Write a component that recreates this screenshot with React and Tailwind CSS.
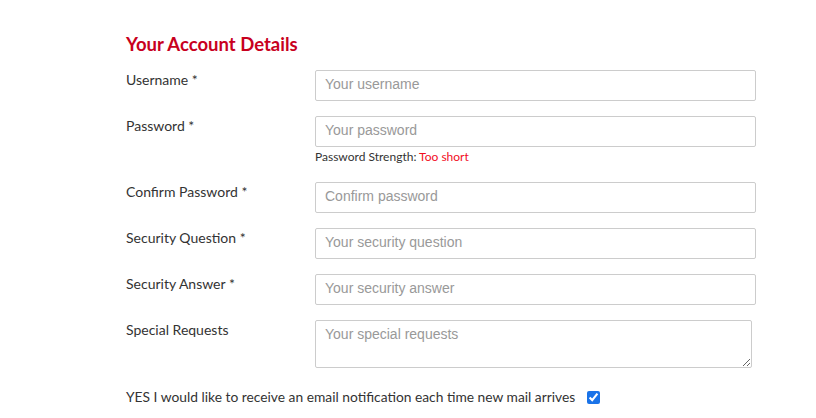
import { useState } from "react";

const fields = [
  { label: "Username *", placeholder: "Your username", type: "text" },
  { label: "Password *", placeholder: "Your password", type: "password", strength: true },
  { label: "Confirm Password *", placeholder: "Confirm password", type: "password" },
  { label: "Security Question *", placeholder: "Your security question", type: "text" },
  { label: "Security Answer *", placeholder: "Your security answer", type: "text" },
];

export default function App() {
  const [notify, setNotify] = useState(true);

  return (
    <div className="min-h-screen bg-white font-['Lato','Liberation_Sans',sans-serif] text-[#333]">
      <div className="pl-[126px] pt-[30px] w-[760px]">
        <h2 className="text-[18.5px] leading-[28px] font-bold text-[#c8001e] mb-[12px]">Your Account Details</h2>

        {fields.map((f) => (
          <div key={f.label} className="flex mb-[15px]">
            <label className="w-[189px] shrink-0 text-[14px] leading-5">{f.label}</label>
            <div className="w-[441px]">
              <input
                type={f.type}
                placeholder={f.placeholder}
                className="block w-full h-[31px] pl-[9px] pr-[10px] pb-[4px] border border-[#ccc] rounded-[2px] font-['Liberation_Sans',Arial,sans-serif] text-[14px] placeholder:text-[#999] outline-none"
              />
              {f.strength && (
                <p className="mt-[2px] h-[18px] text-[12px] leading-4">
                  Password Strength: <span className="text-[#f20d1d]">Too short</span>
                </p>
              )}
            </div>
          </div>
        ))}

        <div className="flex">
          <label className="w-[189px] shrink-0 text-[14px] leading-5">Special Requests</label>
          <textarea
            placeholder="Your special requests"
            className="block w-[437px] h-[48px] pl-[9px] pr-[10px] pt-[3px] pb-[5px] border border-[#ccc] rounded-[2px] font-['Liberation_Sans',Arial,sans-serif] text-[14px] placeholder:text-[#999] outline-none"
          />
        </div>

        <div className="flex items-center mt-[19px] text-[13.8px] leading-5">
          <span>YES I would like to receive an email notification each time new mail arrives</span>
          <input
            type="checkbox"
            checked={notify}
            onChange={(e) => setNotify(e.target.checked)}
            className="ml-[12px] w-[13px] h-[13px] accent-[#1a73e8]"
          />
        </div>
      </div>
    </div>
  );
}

Do this — Leave out the pictures and copy the rest of the material above exactly.

Exercise response —
Write a component that recreates this screenshot with React and Tailwind CSS.
import { useState } from "react";

const fields = [
  { label: "Username *", placeholder: "Your username", type: "text" },
  { label: "Password *", placeholder: "Your password", type: "password", strength: true },
  { label: "Confirm Password *", placeholder: "Confirm password", type: "password" },
  { label: "Security Question *", placeholder: "Your security question", type: "text" },
  { label: "Security Answer *", placeholder: "Your security answer", type: "text" },
];

export default function App() {
  const [notify, setNotify] = useState(true);

  return (
    <div className="min-h-screen bg-white font-['Lato','Liberation_Sans',sans-serif] text-[#333]">
      <div className="pl-[126px] pt-[30px] w-[760px]">
        <h2 className="text-[18.5px] leading-[28px] font-bold text-[#c8001e] mb-[12px]">Your Account Details</h2>

        {fields.map((f) => (
          <div key={f.label} className="flex mb-[15px]">
            <label className="w-[189px] shrink-0 text-[14px] leading-5">{f.label}</label>
            <div className="w-[441px]">
              <input
                type={f.type}
                placeholder={f.placeholder}
                className="block w-full h-[31px] pl-[9px] pr-[10px] pb-[4px] border border-[#ccc] rounded-[2px] font-['Liberation_Sans',Arial,sans-serif] text-[14px] placeholder:text-[#999] outline-none"
              />
              {f.strength && (
                <p className="mt-[2px] h-[18px] text-[12px] leading-4">
                  Password Strength: <span className="text-[#f20d1d]">Too short</span>
                </p>
              )}
            </div>
          </div>
        ))}

        <div className="flex">
          <label className="w-[189px] shrink-0 text-[14px] leading-5">Special Requests</label>
          <textarea
            placeholder="Your special requests"
            className="block w-[437px] h-[48px] pl-[9px] pr-[10px] pt-[3px] pb-[5px] border border-[#ccc] rounded-[2px] font-['Liberation_Sans',Arial,sans-serif] text-[14px] placeholder:text-[#999] outline-none"
          />
        </div>

        <div className="flex items-center mt-[19px] text-[13.8px] leading-5">
          <span>YES I would like to receive an email notification each time new mail arrives</span>
          <input
            type="checkbox"
            checked={notify}
            onChange={(e) => setNotify(e.target.checked)}
            className="ml-[12px] w-[13px] h-[13px] accent-[#1a73e8]"
          />
        </div>
      </div>
    </div>
  );
}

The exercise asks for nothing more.